WASHINGTON (Reuters) - The number of Americans filing new claims for unemployment benefits unexpectedly rose last week, but that probably does not signal a material shift in labor market conditions as claims remain near their pre-recession levels.
Initial claims for state unemployment benefits increased 11,000 to a seasonally adjusted 315,000 for the week ended Sept. 6, the highest level since late June, the Labor Department said on Thursday.
Economists polled by Reuters had forecast claims slipping to 300,000 last week.
The period included the Labor Day holiday and claims tend to be volatile around holidays. A Labor Department analyst said there were no special factors influencing the state level data.
The four-week average of claims, considered a better measure of labor market trends as it irons out week-to-week volatility, edged up 750 to 304,000, not far from pre-recession levels and consistent with strengthening labor market conditions.

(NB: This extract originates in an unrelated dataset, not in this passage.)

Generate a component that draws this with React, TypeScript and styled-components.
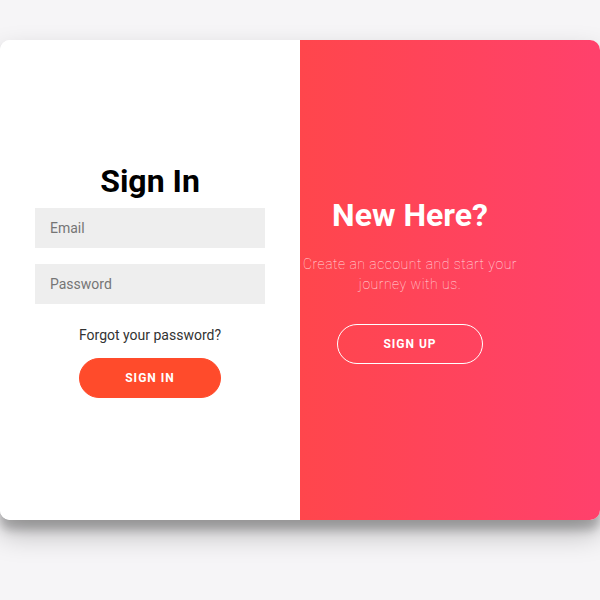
import React from 'react';
import styled, { createGlobalStyle } from 'styled-components';

const GlobalStyle = createGlobalStyle`
  * {
    box-sizing: border-box;
  }

  body {
    background: #f6f5f7;
    font-family: Roboto, "Liberation Sans", sans-serif;
    margin: 0;
  }
`;

const Page = styled.div`
  display: flex;
  justify-content: center;
  padding-top: 40px;
  height: 600px;
`;

const Card = styled.div`
  background: #fff;
  border-radius: 10px;
  box-shadow: 0 14px 28px rgba(0, 0, 0, 0.25), 0 10px 10px rgba(0, 0, 0, 0.22);
  display: grid;
  grid-template-columns: 1fr 1fr;
  height: 480px;
  overflow: hidden;
  width: 600px;
`;

const Form = styled.form`
  align-items: center;
  background: #fff;
  display: flex;
  flex-direction: column;
  justify-content: center;
  padding: 1px 35px 0;
  text-align: center;
`;

const Overlay = styled.div`
  align-items: center;
  background: linear-gradient(to right, #ff464c, #ff416c);
  color: #fff;
  display: flex;
  flex-direction: column;
  justify-content: center;
  padding: 0 80px 0 0;
  text-align: center;
`;

const Title = styled.h1`
  color: ${(p: { light?: boolean }) => (p.light ? '#fff' : '#000')};
  font-size: 32px;
  font-weight: 700;
  line-height: 37px;
  margin: 0;
`;

const Input = styled.input`
  background: #eee;
  border: none;
  font-family: inherit;
  font-size: 14px;
  line-height: 16px;
  margin: 8px 0;
  outline: none;
  padding: 12px 15px;
  width: 100%;

  &::placeholder {
    color: #757575;
  }
`;

const Link = styled.a`
  color: #333;
  font-size: 14px;
  line-height: 16px;
  margin: 15px 0;
  text-decoration: none;
`;

const Button = styled.button<{ ghost?: boolean }>`
  background: ${(p) => (p.ghost ? 'transparent' : '#ff4b2b')};
  border: 1px solid ${(p) => (p.ghost ? '#fff' : '#ff4b2b')};
  border-radius: 20px;
  color: #fff;
  cursor: pointer;
  font-family: inherit;
  font-size: 12px;
  font-weight: 700;
  letter-spacing: 1px;
  line-height: 14px;
  padding: 12px 45px;
  text-transform: uppercase;
`;

const Text = styled.p`
  color: rgba(255, 255, 255, 0.8);
  font-size: 14px;
  font-weight: 100;
  letter-spacing: 0.5px;
  line-height: 20px;
  margin: 20px 0 30px;
  white-space: nowrap;
`;

export default function App() {
  return (
    <>
      <GlobalStyle />
      <Page>
        <Card>
          <Form onSubmit={(e) => e.preventDefault()}>
            <Title>Sign In</Title>
            <Input type="email" placeholder="Email" />
            <Input type="password" placeholder="Password" />
            <Link href="#">Forgot your password?</Link>
            <Button type="submit">Sign In</Button>
          </Form>
          <Overlay>
            <Title light>New Here?</Title>
            <Text>
              Create an account and start your
              <br />
              journey with us.
            </Text>
            <Button ghost>Sign Up</Button>
          </Overlay>
        </Card>
      </Page>
    </>
  );
}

Atlantic City casino closings could bump up claims in the coming weeks.
U.S. Treasury debt prices held their modest gains, while the dollar and U.S. stock index futures were little moved by the data.
Job growth braked sharply in August, with employers adding only 142,000 jobs to their payrolls - snapping six consecutive months of job increases above 200,000.
Economists, however, cautioned against reading too much into the weakness, noting that payroll gains tend to be smaller in August because of difficulties adjusting the data for seasonal fluctuations in hiring.
In addition, other labor market indicators, including manufacturing and services sectors surveys have pointed to relatively strong job gains.
The jobless claims report showed the number of people still receiving benefits after an initial week of aid rose 9,000 to 2.49 million in the week ended Aug. 30, also not straying too far from pre-recession levels.
The unemployment rate for people receiving unemployment benefits held at 1.9 percent for the ninth straight week.